--- BEGIN Record set ---
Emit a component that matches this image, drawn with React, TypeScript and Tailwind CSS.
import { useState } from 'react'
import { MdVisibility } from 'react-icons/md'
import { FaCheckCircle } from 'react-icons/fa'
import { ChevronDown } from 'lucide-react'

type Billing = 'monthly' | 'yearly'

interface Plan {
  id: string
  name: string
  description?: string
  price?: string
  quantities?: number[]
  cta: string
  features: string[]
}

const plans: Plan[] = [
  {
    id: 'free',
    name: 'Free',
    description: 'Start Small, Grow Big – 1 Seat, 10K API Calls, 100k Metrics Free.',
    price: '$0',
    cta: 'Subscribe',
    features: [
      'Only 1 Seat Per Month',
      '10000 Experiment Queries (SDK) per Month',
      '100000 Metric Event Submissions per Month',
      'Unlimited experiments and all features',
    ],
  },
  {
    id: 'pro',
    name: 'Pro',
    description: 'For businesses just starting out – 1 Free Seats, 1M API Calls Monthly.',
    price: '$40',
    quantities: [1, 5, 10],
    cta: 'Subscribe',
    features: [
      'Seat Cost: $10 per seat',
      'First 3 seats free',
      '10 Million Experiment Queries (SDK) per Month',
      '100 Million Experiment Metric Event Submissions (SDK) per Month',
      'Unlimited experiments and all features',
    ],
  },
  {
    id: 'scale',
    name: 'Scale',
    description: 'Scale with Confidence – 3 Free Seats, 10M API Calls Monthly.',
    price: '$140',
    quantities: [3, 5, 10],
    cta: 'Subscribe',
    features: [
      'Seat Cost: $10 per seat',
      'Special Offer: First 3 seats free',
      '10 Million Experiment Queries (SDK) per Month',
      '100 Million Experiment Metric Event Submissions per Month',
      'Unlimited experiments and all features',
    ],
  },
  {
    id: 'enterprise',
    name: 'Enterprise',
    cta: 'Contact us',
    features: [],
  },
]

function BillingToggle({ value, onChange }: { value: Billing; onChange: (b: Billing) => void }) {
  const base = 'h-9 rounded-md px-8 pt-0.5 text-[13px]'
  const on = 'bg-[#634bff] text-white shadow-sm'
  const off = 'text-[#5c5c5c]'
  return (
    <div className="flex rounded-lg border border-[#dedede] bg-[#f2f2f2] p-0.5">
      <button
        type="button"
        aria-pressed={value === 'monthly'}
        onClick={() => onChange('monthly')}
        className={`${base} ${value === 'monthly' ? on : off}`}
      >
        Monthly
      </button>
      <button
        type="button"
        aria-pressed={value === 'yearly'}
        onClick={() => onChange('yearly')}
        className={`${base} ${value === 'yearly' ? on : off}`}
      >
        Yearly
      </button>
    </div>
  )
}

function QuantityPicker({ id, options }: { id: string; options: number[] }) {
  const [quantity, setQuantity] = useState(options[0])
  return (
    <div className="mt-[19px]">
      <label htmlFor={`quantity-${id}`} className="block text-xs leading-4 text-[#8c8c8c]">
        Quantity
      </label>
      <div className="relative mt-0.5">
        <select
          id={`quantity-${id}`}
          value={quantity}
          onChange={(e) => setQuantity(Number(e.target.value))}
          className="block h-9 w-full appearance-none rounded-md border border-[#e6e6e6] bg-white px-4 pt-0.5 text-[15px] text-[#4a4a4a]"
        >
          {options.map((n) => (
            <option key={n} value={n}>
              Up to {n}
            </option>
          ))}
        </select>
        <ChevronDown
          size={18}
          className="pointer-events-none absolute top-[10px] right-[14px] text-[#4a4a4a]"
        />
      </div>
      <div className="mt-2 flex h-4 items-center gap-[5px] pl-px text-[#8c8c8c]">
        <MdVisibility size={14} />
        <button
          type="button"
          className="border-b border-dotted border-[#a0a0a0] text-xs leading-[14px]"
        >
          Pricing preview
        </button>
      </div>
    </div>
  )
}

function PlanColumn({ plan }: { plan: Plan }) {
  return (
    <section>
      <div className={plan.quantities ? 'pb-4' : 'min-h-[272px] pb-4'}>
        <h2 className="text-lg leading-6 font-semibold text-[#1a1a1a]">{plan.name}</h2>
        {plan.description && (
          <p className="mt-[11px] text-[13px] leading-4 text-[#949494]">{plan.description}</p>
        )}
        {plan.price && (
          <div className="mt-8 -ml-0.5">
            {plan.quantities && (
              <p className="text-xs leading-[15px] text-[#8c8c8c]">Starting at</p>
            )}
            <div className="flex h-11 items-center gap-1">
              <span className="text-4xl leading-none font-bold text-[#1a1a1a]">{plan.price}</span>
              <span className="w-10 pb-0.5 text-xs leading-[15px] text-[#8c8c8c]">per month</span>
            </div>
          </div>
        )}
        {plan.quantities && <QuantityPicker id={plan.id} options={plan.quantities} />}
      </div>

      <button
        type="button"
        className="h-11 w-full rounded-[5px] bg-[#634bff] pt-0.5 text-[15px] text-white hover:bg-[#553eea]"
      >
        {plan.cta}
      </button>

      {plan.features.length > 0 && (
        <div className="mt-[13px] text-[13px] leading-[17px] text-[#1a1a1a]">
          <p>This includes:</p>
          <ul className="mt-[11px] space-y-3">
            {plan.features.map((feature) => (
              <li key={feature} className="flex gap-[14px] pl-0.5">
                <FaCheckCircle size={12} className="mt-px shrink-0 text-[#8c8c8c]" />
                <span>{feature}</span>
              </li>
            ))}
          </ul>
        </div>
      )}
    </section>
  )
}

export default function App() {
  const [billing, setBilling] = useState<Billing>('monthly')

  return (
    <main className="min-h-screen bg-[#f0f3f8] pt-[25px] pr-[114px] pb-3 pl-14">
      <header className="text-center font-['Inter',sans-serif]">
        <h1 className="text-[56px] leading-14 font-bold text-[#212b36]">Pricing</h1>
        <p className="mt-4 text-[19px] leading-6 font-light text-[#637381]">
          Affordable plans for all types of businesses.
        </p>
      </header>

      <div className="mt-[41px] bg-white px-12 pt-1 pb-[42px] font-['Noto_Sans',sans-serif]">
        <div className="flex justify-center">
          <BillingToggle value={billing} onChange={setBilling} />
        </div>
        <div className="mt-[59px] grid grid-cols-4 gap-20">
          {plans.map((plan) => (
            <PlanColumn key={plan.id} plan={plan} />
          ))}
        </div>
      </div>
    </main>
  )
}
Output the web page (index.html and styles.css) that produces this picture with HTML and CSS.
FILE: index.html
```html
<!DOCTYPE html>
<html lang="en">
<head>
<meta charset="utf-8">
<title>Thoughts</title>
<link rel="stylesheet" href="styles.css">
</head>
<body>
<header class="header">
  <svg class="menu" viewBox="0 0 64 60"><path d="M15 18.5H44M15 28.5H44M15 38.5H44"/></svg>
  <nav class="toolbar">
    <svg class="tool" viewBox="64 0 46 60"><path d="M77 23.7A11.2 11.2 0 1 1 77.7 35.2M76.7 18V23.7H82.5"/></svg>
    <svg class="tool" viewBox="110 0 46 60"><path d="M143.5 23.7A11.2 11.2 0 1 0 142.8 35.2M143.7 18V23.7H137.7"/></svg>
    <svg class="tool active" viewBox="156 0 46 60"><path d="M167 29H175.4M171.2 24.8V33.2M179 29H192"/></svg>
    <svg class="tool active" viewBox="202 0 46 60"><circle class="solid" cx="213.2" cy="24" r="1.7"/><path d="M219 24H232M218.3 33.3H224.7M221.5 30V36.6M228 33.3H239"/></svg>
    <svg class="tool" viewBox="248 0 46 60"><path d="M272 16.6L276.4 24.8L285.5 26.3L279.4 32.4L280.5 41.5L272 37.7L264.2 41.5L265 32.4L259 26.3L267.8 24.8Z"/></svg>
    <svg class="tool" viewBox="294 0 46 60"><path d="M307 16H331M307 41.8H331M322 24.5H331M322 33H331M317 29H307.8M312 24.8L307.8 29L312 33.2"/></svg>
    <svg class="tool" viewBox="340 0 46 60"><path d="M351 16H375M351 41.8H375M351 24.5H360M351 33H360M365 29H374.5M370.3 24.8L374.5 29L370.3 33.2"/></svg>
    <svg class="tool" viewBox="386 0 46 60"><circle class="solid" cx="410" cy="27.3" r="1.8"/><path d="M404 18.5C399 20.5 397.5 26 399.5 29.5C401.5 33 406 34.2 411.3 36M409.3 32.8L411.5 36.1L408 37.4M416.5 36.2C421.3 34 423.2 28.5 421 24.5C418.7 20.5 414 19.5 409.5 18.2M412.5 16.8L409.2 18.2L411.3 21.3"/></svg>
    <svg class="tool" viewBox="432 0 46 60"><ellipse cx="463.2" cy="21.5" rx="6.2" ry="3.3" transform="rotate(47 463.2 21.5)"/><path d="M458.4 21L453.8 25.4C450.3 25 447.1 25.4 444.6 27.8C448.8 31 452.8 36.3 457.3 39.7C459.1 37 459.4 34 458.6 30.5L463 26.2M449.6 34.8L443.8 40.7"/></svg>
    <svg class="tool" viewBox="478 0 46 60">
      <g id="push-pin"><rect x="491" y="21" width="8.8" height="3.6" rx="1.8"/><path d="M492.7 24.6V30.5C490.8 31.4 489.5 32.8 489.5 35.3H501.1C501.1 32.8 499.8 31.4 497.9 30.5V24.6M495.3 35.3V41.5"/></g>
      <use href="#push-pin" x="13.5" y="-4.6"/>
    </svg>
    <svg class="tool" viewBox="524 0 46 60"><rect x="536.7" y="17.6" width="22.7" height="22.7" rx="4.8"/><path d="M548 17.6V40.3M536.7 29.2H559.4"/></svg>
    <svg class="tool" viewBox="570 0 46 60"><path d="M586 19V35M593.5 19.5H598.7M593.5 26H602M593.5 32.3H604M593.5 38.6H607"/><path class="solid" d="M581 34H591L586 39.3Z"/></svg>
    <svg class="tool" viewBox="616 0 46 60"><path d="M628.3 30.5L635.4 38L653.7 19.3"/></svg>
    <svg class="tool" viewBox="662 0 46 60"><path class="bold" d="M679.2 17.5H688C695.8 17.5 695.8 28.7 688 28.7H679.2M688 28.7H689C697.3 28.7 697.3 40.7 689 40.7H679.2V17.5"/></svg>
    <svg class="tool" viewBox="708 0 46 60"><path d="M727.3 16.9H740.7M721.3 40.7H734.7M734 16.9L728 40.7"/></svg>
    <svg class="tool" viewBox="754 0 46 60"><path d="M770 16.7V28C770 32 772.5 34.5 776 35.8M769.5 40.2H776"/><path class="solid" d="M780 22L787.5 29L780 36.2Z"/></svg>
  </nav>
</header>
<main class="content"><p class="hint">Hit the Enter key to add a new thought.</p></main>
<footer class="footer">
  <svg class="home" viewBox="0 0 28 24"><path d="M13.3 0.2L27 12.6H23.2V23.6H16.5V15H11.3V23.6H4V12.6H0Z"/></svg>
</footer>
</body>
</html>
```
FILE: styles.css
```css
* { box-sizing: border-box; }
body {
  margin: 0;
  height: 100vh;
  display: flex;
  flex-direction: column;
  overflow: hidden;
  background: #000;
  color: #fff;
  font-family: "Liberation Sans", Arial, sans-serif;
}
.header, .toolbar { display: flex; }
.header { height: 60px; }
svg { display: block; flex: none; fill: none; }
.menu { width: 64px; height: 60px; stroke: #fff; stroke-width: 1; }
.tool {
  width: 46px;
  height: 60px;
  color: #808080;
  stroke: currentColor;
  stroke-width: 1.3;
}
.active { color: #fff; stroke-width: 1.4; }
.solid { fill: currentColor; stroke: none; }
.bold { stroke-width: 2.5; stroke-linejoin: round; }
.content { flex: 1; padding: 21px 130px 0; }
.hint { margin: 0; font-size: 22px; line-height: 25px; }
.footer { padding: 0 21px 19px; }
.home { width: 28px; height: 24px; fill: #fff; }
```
--- END Record set ---
__Work to do__
Looking at the data above, how many lines hold the word "that"? Respond with the number alone.

__The completed task__
2